> **Problem to work on**
All of the data should be output character for character, except the pictures.

-- begin Data excerpt --

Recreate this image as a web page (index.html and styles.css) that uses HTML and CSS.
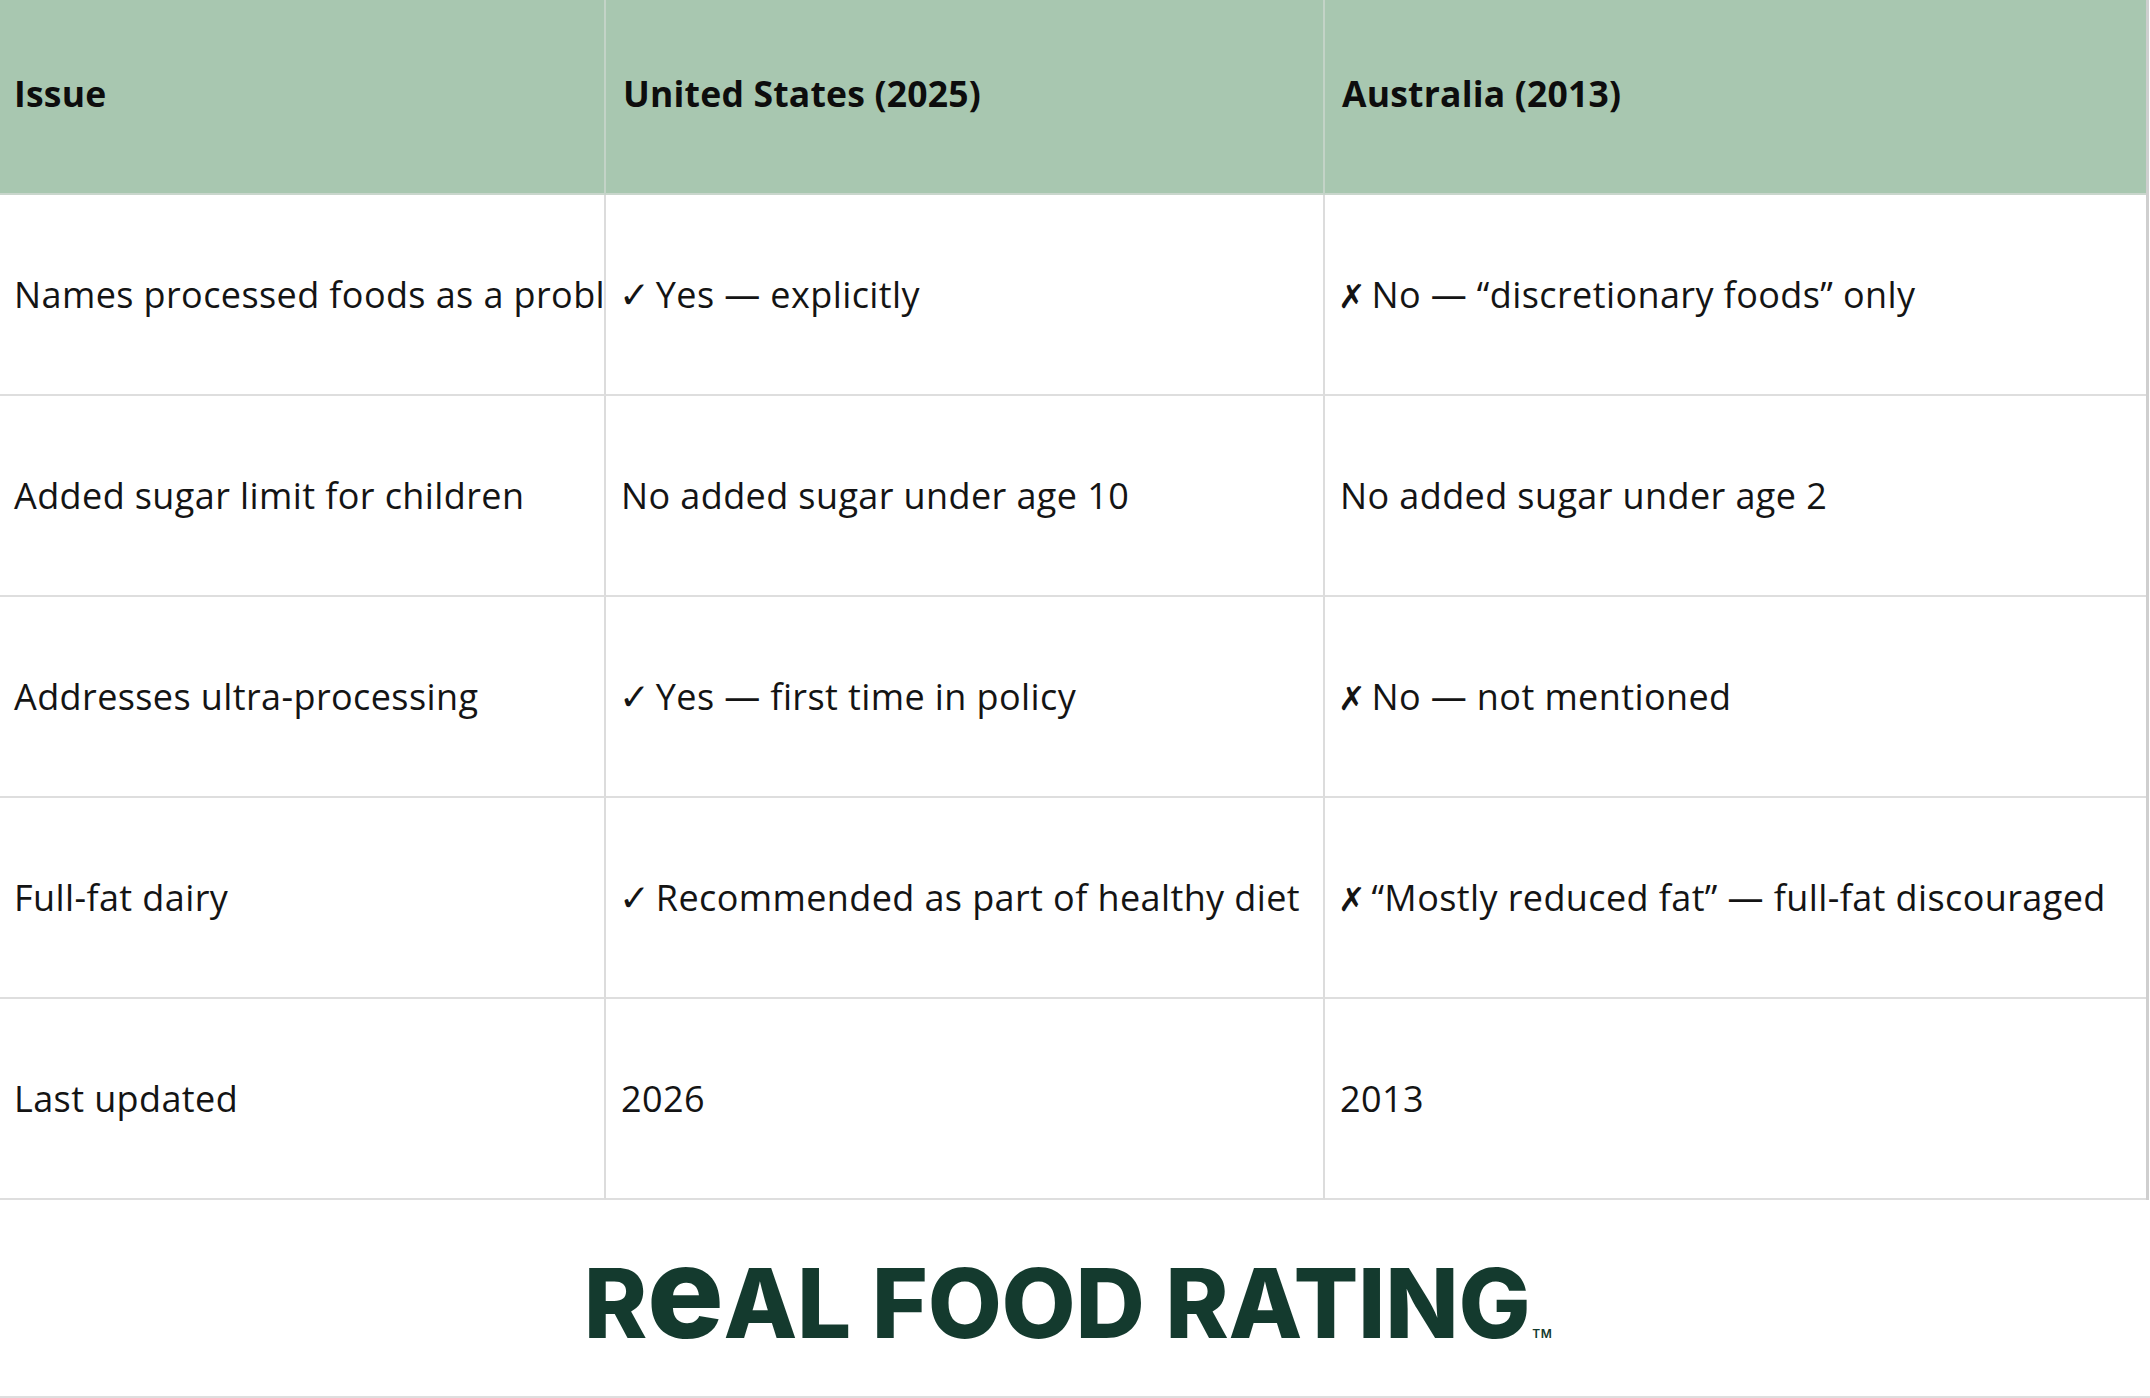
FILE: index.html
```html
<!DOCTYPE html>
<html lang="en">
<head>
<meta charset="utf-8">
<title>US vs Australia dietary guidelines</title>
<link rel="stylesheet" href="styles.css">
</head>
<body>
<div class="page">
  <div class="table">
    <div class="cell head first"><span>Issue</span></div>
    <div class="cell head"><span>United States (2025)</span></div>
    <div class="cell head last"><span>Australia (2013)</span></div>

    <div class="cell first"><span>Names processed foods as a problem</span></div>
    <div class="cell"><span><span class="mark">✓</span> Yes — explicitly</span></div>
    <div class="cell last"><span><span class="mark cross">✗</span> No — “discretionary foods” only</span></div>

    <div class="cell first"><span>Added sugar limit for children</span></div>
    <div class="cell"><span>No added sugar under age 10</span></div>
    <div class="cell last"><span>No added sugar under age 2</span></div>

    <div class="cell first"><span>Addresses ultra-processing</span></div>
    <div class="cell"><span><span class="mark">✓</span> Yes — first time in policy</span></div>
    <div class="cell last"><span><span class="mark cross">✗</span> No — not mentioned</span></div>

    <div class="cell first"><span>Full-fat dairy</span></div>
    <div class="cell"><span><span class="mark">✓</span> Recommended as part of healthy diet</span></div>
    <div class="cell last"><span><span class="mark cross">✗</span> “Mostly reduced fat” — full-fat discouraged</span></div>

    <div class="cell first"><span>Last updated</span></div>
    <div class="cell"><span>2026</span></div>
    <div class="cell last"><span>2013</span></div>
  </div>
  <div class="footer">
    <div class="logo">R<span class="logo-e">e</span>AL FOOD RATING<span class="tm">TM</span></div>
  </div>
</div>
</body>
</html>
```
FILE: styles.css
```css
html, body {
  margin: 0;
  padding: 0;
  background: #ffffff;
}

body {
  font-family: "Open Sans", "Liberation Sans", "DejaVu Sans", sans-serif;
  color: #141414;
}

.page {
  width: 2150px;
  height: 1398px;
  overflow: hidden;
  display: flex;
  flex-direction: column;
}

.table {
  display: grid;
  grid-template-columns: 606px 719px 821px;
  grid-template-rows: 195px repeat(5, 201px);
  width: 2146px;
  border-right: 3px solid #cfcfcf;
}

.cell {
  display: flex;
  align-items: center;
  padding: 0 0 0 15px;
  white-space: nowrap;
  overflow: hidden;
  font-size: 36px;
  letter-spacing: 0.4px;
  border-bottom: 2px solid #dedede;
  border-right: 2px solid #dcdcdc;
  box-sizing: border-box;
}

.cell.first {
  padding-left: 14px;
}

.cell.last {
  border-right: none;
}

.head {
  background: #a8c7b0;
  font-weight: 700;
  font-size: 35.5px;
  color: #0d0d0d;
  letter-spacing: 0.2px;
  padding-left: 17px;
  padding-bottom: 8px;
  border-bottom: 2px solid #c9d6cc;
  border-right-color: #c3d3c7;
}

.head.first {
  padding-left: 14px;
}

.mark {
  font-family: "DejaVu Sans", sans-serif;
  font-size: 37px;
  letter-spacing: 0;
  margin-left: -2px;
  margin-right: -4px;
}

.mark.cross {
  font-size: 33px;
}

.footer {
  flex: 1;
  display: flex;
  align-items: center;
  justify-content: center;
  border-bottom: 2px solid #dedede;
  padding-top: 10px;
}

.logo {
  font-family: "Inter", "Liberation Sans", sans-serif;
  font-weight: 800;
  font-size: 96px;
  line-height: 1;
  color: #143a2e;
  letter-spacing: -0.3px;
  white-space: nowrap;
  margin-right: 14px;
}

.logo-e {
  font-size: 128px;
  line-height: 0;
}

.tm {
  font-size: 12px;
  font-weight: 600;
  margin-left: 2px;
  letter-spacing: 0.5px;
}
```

-- end Data excerpt --

> **Exercise answer**
Recreate this image as a web page (index.html and styles.css) that uses HTML and CSS.
FILE: index.html
```html
<!DOCTYPE html>
<html lang="en">
<head>
<meta charset="utf-8">
<title>US vs Australia dietary guidelines</title>
<link rel="stylesheet" href="styles.css">
</head>
<body>
<div class="page">
  <div class="table">
    <div class="cell head first"><span>Issue</span></div>
    <div class="cell head"><span>United States (2025)</span></div>
    <div class="cell head last"><span>Australia (2013)</span></div>

    <div class="cell first"><span>Names processed foods as a problem</span></div>
    <div class="cell"><span><span class="mark">✓</span> Yes — explicitly</span></div>
    <div class="cell last"><span><span class="mark cross">✗</span> No — “discretionary foods” only</span></div>

    <div class="cell first"><span>Added sugar limit for children</span></div>
    <div class="cell"><span>No added sugar under age 10</span></div>
    <div class="cell last"><span>No added sugar under age 2</span></div>

    <div class="cell first"><span>Addresses ultra-processing</span></div>
    <div class="cell"><span><span class="mark">✓</span> Yes — first time in policy</span></div>
    <div class="cell last"><span><span class="mark cross">✗</span> No — not mentioned</span></div>

    <div class="cell first"><span>Full-fat dairy</span></div>
    <div class="cell"><span><span class="mark">✓</span> Recommended as part of healthy diet</span></div>
    <div class="cell last"><span><span class="mark cross">✗</span> “Mostly reduced fat” — full-fat discouraged</span></div>

    <div class="cell first"><span>Last updated</span></div>
    <div class="cell"><span>2026</span></div>
    <div class="cell last"><span>2013</span></div>
  </div>
  <div class="footer">
    <div class="logo">R<span class="logo-e">e</span>AL FOOD RATING<span class="tm">TM</span></div>
  </div>
</div>
</body>
</html>
```
FILE: styles.css
```css
html, body {
  margin: 0;
  padding: 0;
  background: #ffffff;
}

body {
  font-family: "Open Sans", "Liberation Sans", "DejaVu Sans", sans-serif;
  color: #141414;
}

.page {
  width: 2150px;
  height: 1398px;
  overflow: hidden;
  display: flex;
  flex-direction: column;
}

.table {
  display: grid;
  grid-template-columns: 606px 719px 821px;
  grid-template-rows: 195px repeat(5, 201px);
  width: 2146px;
  border-right: 3px solid #cfcfcf;
}

.cell {
  display: flex;
  align-items: center;
  padding: 0 0 0 15px;
  white-space: nowrap;
  overflow: hidden;
  font-size: 36px;
  letter-spacing: 0.4px;
  border-bottom: 2px solid #dedede;
  border-right: 2px solid #dcdcdc;
  box-sizing: border-box;
}

.cell.first {
  padding-left: 14px;
}

.cell.last {
  border-right: none;
}

.head {
  background: #a8c7b0;
  font-weight: 700;
  font-size: 35.5px;
  color: #0d0d0d;
  letter-spacing: 0.2px;
  padding-left: 17px;
  padding-bottom: 8px;
  border-bottom: 2px solid #c9d6cc;
  border-right-color: #c3d3c7;
}

.head.first {
  padding-left: 14px;
}

.mark {
  font-family: "DejaVu Sans", sans-serif;
  font-size: 37px;
  letter-spacing: 0;
  margin-left: -2px;
  margin-right: -4px;
}

.mark.cross {
  font-size: 33px;
}

.footer {
  flex: 1;
  display: flex;
  align-items: center;
  justify-content: center;
  border-bottom: 2px solid #dedede;
  padding-top: 10px;
}

.logo {
  font-family: "Inter", "Liberation Sans", sans-serif;
  font-weight: 800;
  font-size: 96px;
  line-height: 1;
  color: #143a2e;
  letter-spacing: -0.3px;
  white-space: nowrap;
  margin-right: 14px;
}

.logo-e {
  font-size: 128px;
  line-height: 0;
}

.tm {
  font-size: 12px;
  font-weight: 600;
  margin-left: 2px;
  letter-spacing: 0.5px;
}
```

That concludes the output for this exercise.